[EXERCISE DIRECTIONS]: Scan the material and copy every line in which "index" appears.

[GIVEN MATERIAL]:
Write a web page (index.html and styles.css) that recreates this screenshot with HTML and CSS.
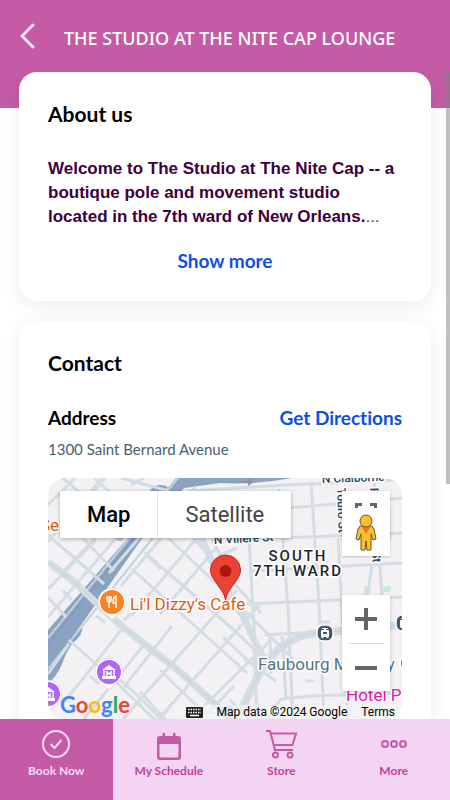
FILE: index.html
```html
<!DOCTYPE html>
<html lang="en">
<head>
    <meta charset="UTF-8">
    <meta name="viewport" content="width=device-width, initial-scale=1.0">
    <title>The Studio at the Nite Cap Lounge</title>
    <link rel="stylesheet" href="styles.css">
</head>
<body>
    <div class="app">
        <header class="header">
            <button class="back" aria-label="Back">
                <svg width="16" height="26" viewBox="0 0 16 26"><path d="M13 2 2 13l11 11"/></svg>
            </button>
            <h1 class="title">THE STUDIO AT THE NITE CAP LOUNGE</h1>
        </header>

        <main class="content">
            <section class="card">
                <h2>About us</h2>
                <p class="about"><strong>Welcome to The Studio at The Nite Cap -- a boutique pole and movement studio located in the 7th ward of New Orleans.</strong>...</p>
                <button class="link show-more">Show more</button>
            </section>

            <section class="card">
                <h2>Contact</h2>
                <div class="row">
                    <h3>Address</h3>
                    <a class="link" href="#">Get Directions</a>
                </div>
                <p class="address">1300 Saint Bernard Avenue</p>

                <div class="map">
                    <svg class="map-canvas" viewBox="0 0 354 242" preserveAspectRatio="xMidYMin slice">
                        <rect width="354" height="242" fill="#f3f1f3"/>
                        <!-- canal -->
                        <g fill="#8aa3c1">
                            <path d="M102 12q8-8 18-3l-8 8z"/>
                            <path d="M128 0h116q-38 7-72 5l-36 5-36 42L0 194v-42L86 53z"/>
                            <path d="M0 190l34-42q2 8-10 18-6 8-10 20-5 12-14 20z"/>
                        </g>
                        <path d="M130 0 88 52 0 160M148 8l-40 48L0 191" fill="none" stroke="#c3d0df" stroke-width="2"/>
                        <path d="M94 50 0 166" fill="none" stroke="#7895b8" stroke-width="1"/>
                        <!-- streets -->
                        <g class="streets">
                            <path d="M0 27 27 0M0 64l54-64M57 0 26 35M73 0l48 13M83 7l13-7M15 0l30 26M46 0l18 16"/>
                            <path d="M0 57l56 49M0 111l48-49M18 139l-18-20M24 122l-9-9M35 60l31 33M68 60 0 139"/>
                            <path d="M91 60 61 95M47 60l-34 36M113 60 73 108M149 60 84 137M168 70l-56 66M74 151 34 202l-20 24"/>
                            <path d="M113 53l87 83 45 45M145 60l68 75M96 74l81 70 30 28M84 91l115 104M113 91l-12-11M57 144l-9-6M76 142l7-6"/>
                            <path d="M189 112 75 241M211 127 110 242M222 163l-80 79M95 168 36 241M124 148l-48 61"/>
                            <path d="M21 162l45 40 41 40M42 198l9 8M60 191l30 27 24 24M112 192l40 39M92 214l26 28M0 196l21-30"/>
                            <path d="M164 60l8 17M172 77l17-7M175 159l35 33M196 181l32 22M113 240l12-16M160 235l26-27M182 222l20 20"/>
                            <path d="M139 13l98-6 117-5M198 61l-3 1M201 60l8 142M231 11l9 119 5 112M263 5l8 120 5 117M354 20l-125 11M354 55l-119 5M354 85l-150 8M354 119l-155 7M354 149l-137 8"/>
                            <path d="M290 60l10 182M326 0l8 120M206 166l3 76M222 157l1 39M234 158l4 62M354 215l-91 3-30 3-15 21M272 144h10M258 203h8M318 108v9M324 85l-4 32"/>
                        </g>
                        <g class="avenue">
                            <path d="M0 84l24 18 36 34 16 14 55 43 46 42 7 7"/>
                            <path d="M153 60l9 19 11 24 23 37 14 30 6 10"/>
                            <path d="M188 242l20-40q22-44 62-47l84-8" stroke-width="8"/>
                        </g>
                        <path d="M0 84l24 18 36 34 16 14 55 43 46 42 7 7M188 242l20-40q22-44 62-47l84-8" fill="none" stroke="#c6d0da" stroke-width="1" stroke-dasharray="12 3"/>
                        <path d="M193 4h11M200 1l4 3-4 3" fill="none" stroke="#8d9499" stroke-width="2"/>
                        <rect x="335" y="108" width="8" height="6" fill="#c2efd5"/>
                        <circle cx="72" cy="58" r="5" fill="#b9bdc2"/>

                        <!-- labels -->
                        <g class="road-label">
                            <text x="274" y="5" transform="rotate(-2 274 5)">N Claiborne</text>
                            <text x="166" y="66" transform="rotate(-3 166 66)">N Villere St</text>
                            <text x="289" y="10" transform="rotate(88 289 10)">Touro St</text>
                            <text x="322" y="10" transform="rotate(88 322 10)">Frenchmen St</text>
                        </g>
                        <g class="area-label">
                            <text x="250" y="83">SOUTH</text>
                            <text x="250" y="98">7TH WARD</text>
                        </g>
                        <text class="place-label food" x="-8" y="53">Se</text>
                        <text class="place-label food" x="82" y="132">Li'l Dizzy's Cafe</text>
                        <text class="place-label town" x="210" y="192">Faubourg Marigny</text>
                        <text class="place-label hotel" x="298" y="223">Hotel Peter</text>

                        <!-- restaurant -->
                        <g transform="translate(64 124)">
                            <path d="M0 18C-5 12-14 9-14 0a14 14 0 0 1 28 0C14 9 5 12 0 18z" fill="#fff" stroke="#c9c9c9" stroke-width=".5"/>
                            <circle r="12" fill="#fb8122"/>
                            <path d="M-5-6v4q0 2 2 2v6M-1-6v4q0 2-2 2M-3-6v6M4 6v-12q-3 1-3 7h3" fill="none" stroke="#fff" stroke-width="1.5"/>
                        </g>
                        <!-- museums -->
                        <g id="museum" transform="translate(61 194)">
                            <path d="M0 18C-5 12-14 9-14 0a14 14 0 0 1 28 0C14 9 5 12 0 18z" fill="#fff" stroke="#c9c9c9" stroke-width=".5"/>
                            <circle r="12" fill="#af66f6"/>
                            <path d="M-7-2 0-7l7 5zM-7 4H7v3H-7z" fill="#fff"/>
                            <path d="M-5-2v7M5-2v7M-2 4v-4l2 2 2-2v4" fill="none" stroke="#fff" stroke-width="1.5"/>
                        </g>
                        <use href="#museum" x="-61" y="22"/>
                        <!-- tram stops -->
                        <g id="tram" transform="translate(277 155)">
                            <rect x="-8" y="-8" width="16" height="16" rx="6" fill="#3d5a72" stroke="#fff" stroke-width="1.5"/>
                            <path d="M-3-5h6v1H1v1h2q1 0 1 1v5q0 1-1 1l1 1h-2l-1-1h-2l-1 1h-2l1-1q-1 0-1-1v-5q0-1 1-1h2v-1h-2z" fill="#fff"/>
                            <path d="M-2-1h4v2h-4z" fill="#3d5a72"/>
                        </g>
                        <use href="#tram" x="79" y="-10"/>
                        <circle cx="360" cy="185" r="8" fill="#607d8b" stroke="#fff" stroke-width="2"/>
                        <circle cx="180" cy="234" r="7" fill="#b5bbc0"/>

                        <!-- location pin -->
                        <path d="M177.5 122c-1.5-8-6-12-9-17-4-5-6-9-6-13a15 15 0 0 1 30 0c0 4-2 8-6 13-3 5-7.5 9-9 17z" fill="#ea4335" stroke="#c5221f" stroke-width="1"/>
                        <circle cx="177.5" cy="93" r="6" fill="#b31412"/>
                    </svg>

                    <div class="map-types">
                        <button class="active">Map</button>
                        <button>Satellite</button>
                    </div>
                    <button class="map-button fullscreen" aria-label="Toggle fullscreen view">
                        <svg width="22" height="22" viewBox="0 0 22 22"><path d="M1.5 7V1.5H7M15 1.5h5.5V7M1.5 15v5.5H7M15 20.5h5.5V15"/></svg>
                    </button>
                    <button class="map-button pegman" aria-label="Street View">
                        <svg width="22" height="38" viewBox="0 0 22 38">
                            <path d="M5 12h12l2 3 2 10-3 1-2-6v16h-4l-1-9-1 9H6V20l-2 6-3-1 2-10z" fill="#fdbf2d" stroke="#69532b"/>
                            <path d="M6 12h10l-5 8z" fill="#e37a2a"/>
                            <circle cx="11" cy="7" r="6" fill="#fdbf2d" stroke="#69532b"/>
                        </svg>
                    </button>
                    <div class="zoom">
                        <button aria-label="Zoom in"><svg width="22" height="22" viewBox="0 0 22 22"><path d="M11 0v22M0 11h22"/></svg></button>
                        <button aria-label="Zoom out"><svg width="22" height="22" viewBox="0 0 22 22"><path d="M0 11h22"/></svg></button>
                    </div>
                    <div class="google"><span class="blue">G</span><span class="red">o</span><span class="yellow">o</span><span class="blue">g</span><span class="green">l</span><span class="red">e</span></div>
                    <div class="credits">
                        <svg width="17" height="12" viewBox="0 0 17 12">
                            <rect width="17" height="11" rx="1" fill="#222"/>
                            <path d="M2 2.5h13M2 5.5h13" stroke="#fff" stroke-width="1.5" stroke-dasharray="1.5 1"/>
                            <path d="M4 8.5h9" stroke="#fff" stroke-width="1.5"/>
                        </svg>
                        <span>Map data ©2024 Google</span>
                        <a href="#">Terms</a>
                    </div>
                </div>
            </section>
        </main>

        <nav class="tabs">
            <a class="tab active" href="#">
                <svg width="28" height="28" viewBox="0 0 28 28"><circle cx="14" cy="14" r="13"/><path d="M8.5 14l4 4 7-8"/></svg>
                Book Now
            </a>
            <a class="tab" href="#">
                <svg width="28" height="28" viewBox="0 0 28 28"><path class="solid" d="M2 9q0-3 3-3h2.500V3H10v3h8V3h2.500v3H23q3 0 3 3v18q0 3-3 3H5q-3 0-3-3zm2.500 5v12q0 1.500 1.500 1.500h16q1.500 0 1.500-1.500V14z"/></svg>
                My Schedule
            </a>
            <a class="tab" href="#">
                <svg width="32" height="28" viewBox="0 0 32 28"><path d="M1 1h4l5 19h18M6 3.500h25L27.500 15H9"/><circle cx="10.5" cy="25" r="2.5"/><circle cx="25" cy="25" r="2.5"/></svg>
                Store
            </a>
            <a class="tab" href="#">
                <svg width="28" height="28" viewBox="0 0 28 28"><circle cx="5" cy="14" r="3"/><circle cx="14" cy="14" r="3"/><circle cx="23" cy="14" r="3"/></svg>
                More
            </a>
        </nav>
        <div class="scrollbar"></div>
    </div>
</body>
</html>
```
FILE: styles.css
```css
* {
    box-sizing: border-box;
}
body {
    margin: 0;
    font-family: Lato, sans-serif;
    font-variant-ligatures: none;
    background-color: #fff;
    color: #000;
}
h1, h2, h3, p {
    margin: 0;
}
button {
    border: none;
    padding: 0;
    background: none;
    font-family: inherit;
    cursor: pointer;
}
a {
    text-decoration: none;
}
.app {
    position: relative;
    display: flex;
    flex-direction: column;
    height: 100vh;
}
.header {
    display: flex;
    align-items: center;
    gap: 28px;
    height: 72px;
    padding: 0 20px;
    background-color: #c55ba6;
}
.back {
    display: flex;
}
.back svg {
    fill: none;
    stroke: #fbe0f6;
    stroke-width: 3;
    stroke-linecap: round;
}
.title {
    padding-top: 4px;
    font-family: "Noto Sans", sans-serif;
    font-size: 18px;
    font-weight: 500;
    color: #fff;
    white-space: nowrap;
}
.content {
    flex: 1;
    min-height: 0;
    overflow: hidden;
    padding: 0 19px;
    background: linear-gradient(#c55ba6 36px, #fff 36px);
}
.card {
    padding: 29px 29px 28px;
    margin-bottom: 20px;
    border-radius: 18px;
    background-color: #fff;
    box-shadow: 0 4px 20px rgba(30, 30, 70, 0.08);
}
h2 {
    font-size: 21px;
    line-height: 26px;
    font-weight: 700;
}
.about {
    margin-top: 30px;
    font-family: "Liberation Sans", Arial, sans-serif;
    font-size: 17px;
    line-height: 24px;
    color: #456;
}
.about strong {
    color: #3d003d;
}
.link {
    font-size: 19px;
    line-height: 24px;
    font-weight: 700;
    color: #0b4fe8;
}
.show-more {
    display: block;
    margin: 20px auto 0;
}
.row {
    display: flex;
    justify-content: space-between;
    margin-top: 30px;
}
h3 {
    font-size: 19px;
    line-height: 24px;
}
.address {
    margin-top: 9px;
    font-size: 15px;
    line-height: 20px;
    color: #456070;
}
.map {
    position: relative;
    height: 242px;
    margin-top: 19px;
    border-radius: 18px;
    overflow: hidden;
    font-family: Roboto, sans-serif;
}
.map-canvas {
    display: block;
    width: 100%;
    height: 100%;
}
.streets, .avenue {
    fill: none;
    stroke: #d4dde4;
    stroke-width: 3;
}
.avenue {
    stroke-width: 7;
}
.map-canvas text {
    paint-order: stroke;
    stroke: #fff;
    stroke-width: 3px;
    stroke-linejoin: round;
}
.road-label {
    font-size: 12px;
    font-weight: 500;
    fill: #2c4763;
}
.area-label {
    font-size: 15px;
    font-weight: 500;
    letter-spacing: 2px;
    text-anchor: middle;
    fill: #1c2329;
}
.place-label {
    font-size: 17px;
}
.food {
    fill: #d95c10;
}
.town {
    fill: #557586;
}
.hotel {
    fill: #e412b6;
}
.map-types {
    position: absolute;
    top: 13px;
    left: 12px;
    display: flex;
    background-color: #fff;
    box-shadow: 0 1px 4px rgba(0, 0, 0, 0.3);
}
.map-types button {
    height: 47px;
    padding: 0 27px;
    font-size: 22px;
    color: #444;
}
.map-types button + button {
    border-left: 1px solid #e6e6e6;
}
.map-types .active {
    font-weight: 500;
    color: #000;
}
.map-button, .zoom {
    position: absolute;
    right: 12px;
    width: 48px;
    background-color: #fff;
    box-shadow: 0 1px 4px rgba(0, 0, 0, 0.2);
}
.fullscreen {
    top: 13px;
    height: 48px;
}
.fullscreen svg, .zoom svg {
    fill: none;
    stroke: #666;
    stroke-width: 4;
}
.fullscreen svg {
    stroke-width: 3;
}
.pegman {
    top: 30px;
    height: 48px;
    padding-top: 4px;
    box-shadow: 0 1px 2px rgba(0, 0, 0, 0.2);
}
.zoom {
    top: 117px;
    padding: 0 6px;
}
.zoom button {
    display: flex;
    align-items: center;
    justify-content: center;
    width: 100%;
    height: 48px;
}
.zoom button + button {
    border-top: 1px solid #ddd;
}
.google {
    position: absolute;
    left: 12px;
    bottom: 2px;
    font-family: Lato, sans-serif;
    font-size: 22px;
    line-height: 26px;
    font-weight: 700;
}
.blue { color: #4285f4; }
.red { color: #ea4335; }
.yellow { color: #fbbc05; }
.green { color: #34a853; }
.credits {
    position: absolute;
    right: 0;
    bottom: 0;
    display: flex;
    align-items: center;
    gap: 14px;
    padding: 0 7px;
    font-size: 12px;
    line-height: 15px;
    color: #000;
    background-color: rgba(245, 245, 245, 0.7);
}
.credits a {
    color: #000;
}
.tabs {
    display: flex;
    height: 81px;
}
.tab {
    flex: 1;
    display: flex;
    flex-direction: column;
    align-items: center;
    gap: 5px;
    padding-top: 11px;
    font-size: 12px;
    line-height: 16px;
    font-weight: 700;
    color: #c03f9f;
    background-color: #f3d4f3;
}
.tab svg {
    fill: none;
    stroke: #c55ba6;
    stroke-width: 2;
    overflow: visible;
}
.tab .solid {
    fill: #c55ba6;
    fill-rule: evenodd;
    stroke: none;
}
.tab.active {
    color: #f9d9f6;
    background-color: #c55ba6;
}
.tab.active svg {
    stroke: #f9d9f6;
}
.scrollbar {
    position: absolute;
    top: 72px;
    right: 0;
    width: 4px;
    height: 412px;
    background-color: rgba(128, 128, 128, 0.5);
}
```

[EXERCISE ANSWER]:
Write a web page (index.html and styles.css) that recreates this screenshot with HTML and CSS.
FILE: index.html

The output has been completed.